9) WORST COACH OF THE YEAR:
ANDY: Valery Karpin (Spartak). Though Karpin did not begin the season on the Red and White bench, he brought Unai Emery over in the summer and, following the Spaniard’s dismissal in November, returned as Spartak coach. Unfortunately for Spartak supporters, Karpin didn’t improve matters. Despite a miraculous 4th-place finish, Spartak picked up just 22 points over 13 matches, slightly worse than Emery’s 29 points/17 matches. Karpin doesn’t appear to be going anywhere, but even if Spartak have a great season in 2013-2014, this year was an unqualified failure.
PAVEL: Unai Emery\Valeriy Karpin (Spartak)
CONNOR: The Gazzaev father/son combination. Together they took a team of decent players and got them to finish bottom and without an away win all season.
ROB: Slaven Bilic (Lokomotiv). Big contract and big budgets, but tactically naive and unable to get his side motivated. Overspent on a team of fragile players, and now the club can’t afford the compensation to sack him and move on. Has been given time to come up with some sort of crisis management plan, but the damage has been done. Rumours are that the board have demanded top three next year, which is a million miles away at the moment.
JOHN: Alania were so bad, and fell apart with so little fight, that this spot has to belong to one of the Gazzaev’s. Early in the season the younger Gazzaev played naïve and open but gained points. By the second half of the season, when the team of some talented players needed to show some fight to stay up, they folded under the older Gazzaev. All around terrible coaching and a sad end to the one year in the top flight.

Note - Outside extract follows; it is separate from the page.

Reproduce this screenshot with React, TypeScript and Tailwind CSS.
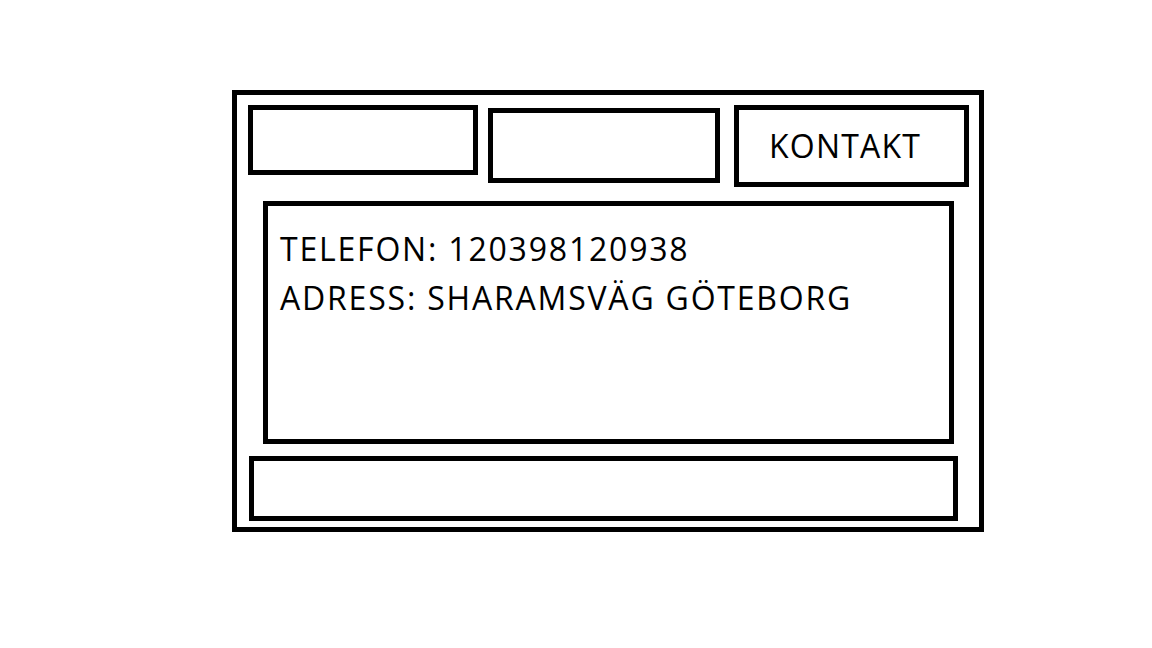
export default function App() {
  return (
    <div className="h-[648px] w-[1152px] bg-white pl-[232px] pt-[90px] font-['Open_Sans',sans-serif] text-black">
      <div className="box-border flex h-[442px] w-[752px] flex-col border-[5px] border-black">
        <div className="flex items-start">
          <div className="ml-[11px] mt-[10px] box-border h-[70px] w-[230px] border-[5px] border-black" />
          <div className="ml-[10px] mt-[13px] box-border h-[75px] w-[232px] border-[5px] border-black" />
          <div className="ml-[14px] mt-[10px] box-border h-[82px] w-[235px] border-[5px] border-black pl-[30px] pt-[11px] text-[32px] leading-[49px] tracking-[1.2px]">
            KONTAKT
          </div>
        </div>
        <div className="ml-[26px] mt-[14px] box-border h-[243px] w-[691px] border-[5px] border-black pl-[12px] pt-[18px] text-[32px] leading-[49px] tracking-[1.8px]">
          <p>TELEFON: 120398120938</p>
          <p>ADRESS: SHARAMSVÄG GÖTEBORG</p>
        </div>
        <div className="ml-[12px] mt-[12px] box-border h-[65px] w-[709px] border-[5px] border-black" />
      </div>
    </div>
  );
}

10) DRAMATIC INCIDENT OF THE YEAR:
ANDY: There can only be one choice in this category – the called off Dinamo – Zenit match in November, in which Dinamo goalie Anton Shunin was nearly hit with a flare from the Zenit away stand. Dinamo led at the time, 1-0, and was later awarded a technical win, 3-0. Zenit protested the result, complaining that football matches shouldn’t be decided behind closed doors, and many point to that incident as the spark for Zenit’s subsequent push to organize a United Championship between Russian and Ukraine. The incident also helped push along legislative efforts to curb fan misbehavior at stadiums.
PAVEL: Dinamo-Zenit suspended match.
CONNOR: The Anton Shunin flare incident.
ROB: Dinamo 3-0 Zenit, AKA the Shunin flare incident. Not massively dramatic at the time in terms of the visuals, but what it led to has been remarkable. Zenit threw their toys out of the pram and threatened to leave the league, the United Championship idea really began to take shape, and the club taking the result to the Court of Arbitration for Sport threw the whole title race into doubt until the last possible minute. It still seems to have left a bad taste in the mouth, Zenit have made no friends in the process, and it could rumble on for some time.